Data
┌──

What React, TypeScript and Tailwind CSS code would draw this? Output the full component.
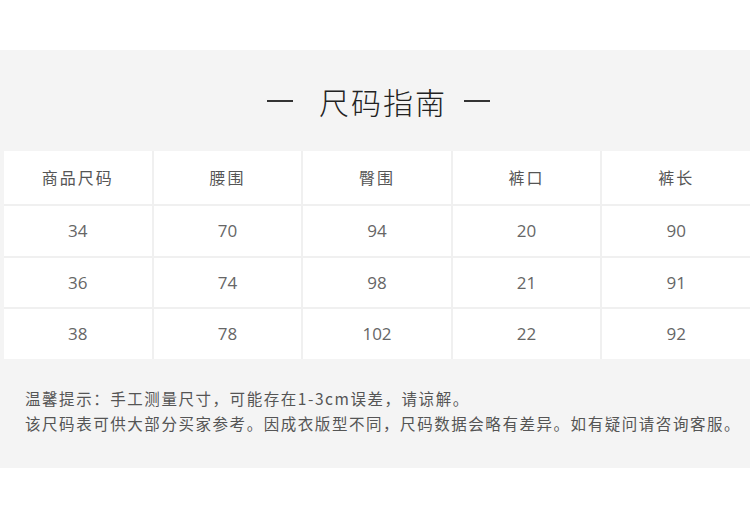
import React from "react";

const headers = ["商品尺码", "腰围", "臀围", "裤口", "裤长"];
const rows = [
  ["34", "70", "94", "20", "90"],
  ["36", "74", "98", "21", "91"],
  ["38", "78", "102", "22", "92"],
];

export default function App() {
  return (
    <div
      className="w-[750px] h-[514px] bg-white"
      style={{ fontFamily: '"Noto Sans CJK SC", "Noto Sans", sans-serif' }}
    >
      <div className="h-[50px]" />
      <div className="h-[418px] bg-[#f4f4f4] flex flex-col">
        <div className="h-[101px] flex items-center justify-center pl-[7px] pt-[1px] text-[#222] text-[30px] font-light">
          <span className="w-[26px] h-[1.5px] bg-[#333]" />
          <span className="ml-[26px] mr-[17px] tracking-[2px]">尺码指南</span>
          <span className="w-[26px] h-[1.5px] bg-[#333]" />
        </div>
        <div className="ml-[4px] grid grid-cols-5 gap-[2px] bg-[#f0f0f0]">
          {headers.map((h) => (
            <div
              key={h}
              className="h-[53px] bg-white flex items-center justify-center pb-[2px] text-[16px] text-[#555] tracking-[2px]"
            >
              {h}
            </div>
          ))}
          {rows.map((r, i) =>
            r.map((c, j) => (
              <div
                key={i + "-" + j}
                className="h-[49.5px] bg-white flex items-center justify-center text-[17px] text-[#666]"
                style={{ fontFamily: '"Open Sans", "Lato", sans-serif' }}
              >
                {c}
              </div>
            ))
          )}
        </div>
        <div className="pl-[25px] pt-[27px] text-[15.5px] leading-[25px] text-[#555] tracking-[1.55px]">
          <div>温馨提示：手工测量尺寸，可能存在1-3cm误差，请谅解。</div>
          <div>该尺码表可供大部分买家参考。因成衣版型不同，尺码数据会略有差异。如有疑问请咨询客服。</div>
        </div>
      </div>
    </div>
  );
}
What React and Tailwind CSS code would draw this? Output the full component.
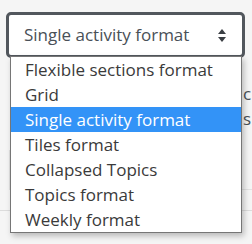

└──

Written request
Output a faithful copy of the data, with each picture left out.

Final answer
What React, TypeScript and Tailwind CSS code would draw this? Output the full component.
import React from "react";

const headers = ["商品尺码", "腰围", "臀围", "裤口", "裤长"];
const rows = [
  ["34", "70", "94", "20", "90"],
  ["36", "74", "98", "21", "91"],
  ["38", "78", "102", "22", "92"],
];

export default function App() {
  return (
    <div
      className="w-[750px] h-[514px] bg-white"
      style={{ fontFamily: '"Noto Sans CJK SC", "Noto Sans", sans-serif' }}
    >
      <div className="h-[50px]" />
      <div className="h-[418px] bg-[#f4f4f4] flex flex-col">
        <div className="h-[101px] flex items-center justify-center pl-[7px] pt-[1px] text-[#222] text-[30px] font-light">
          <span className="w-[26px] h-[1.5px] bg-[#333]" />
          <span className="ml-[26px] mr-[17px] tracking-[2px]">尺码指南</span>
          <span className="w-[26px] h-[1.5px] bg-[#333]" />
        </div>
        <div className="ml-[4px] grid grid-cols-5 gap-[2px] bg-[#f0f0f0]">
          {headers.map((h) => (
            <div
              key={h}
              className="h-[53px] bg-white flex items-center justify-center pb-[2px] text-[16px] text-[#555] tracking-[2px]"
            >
              {h}
            </div>
          ))}
          {rows.map((r, i) =>
            r.map((c, j) => (
              <div
                key={i + "-" + j}
                className="h-[49.5px] bg-white flex items-center justify-center text-[17px] text-[#666]"
                style={{ fontFamily: '"Open Sans", "Lato", sans-serif' }}
              >
                {c}
              </div>
            ))
          )}
        </div>
        <div className="pl-[25px] pt-[27px] text-[15.5px] leading-[25px] text-[#555] tracking-[1.55px]">
          <div>温馨提示：手工测量尺寸，可能存在1-3cm误差，请谅解。</div>
          <div>该尺码表可供大部分买家参考。因成衣版型不同，尺码数据会略有差异。如有疑问请咨询客服。</div>
        </div>
      </div>
    </div>
  );
}
What React and Tailwind CSS code would draw this? Output the full component.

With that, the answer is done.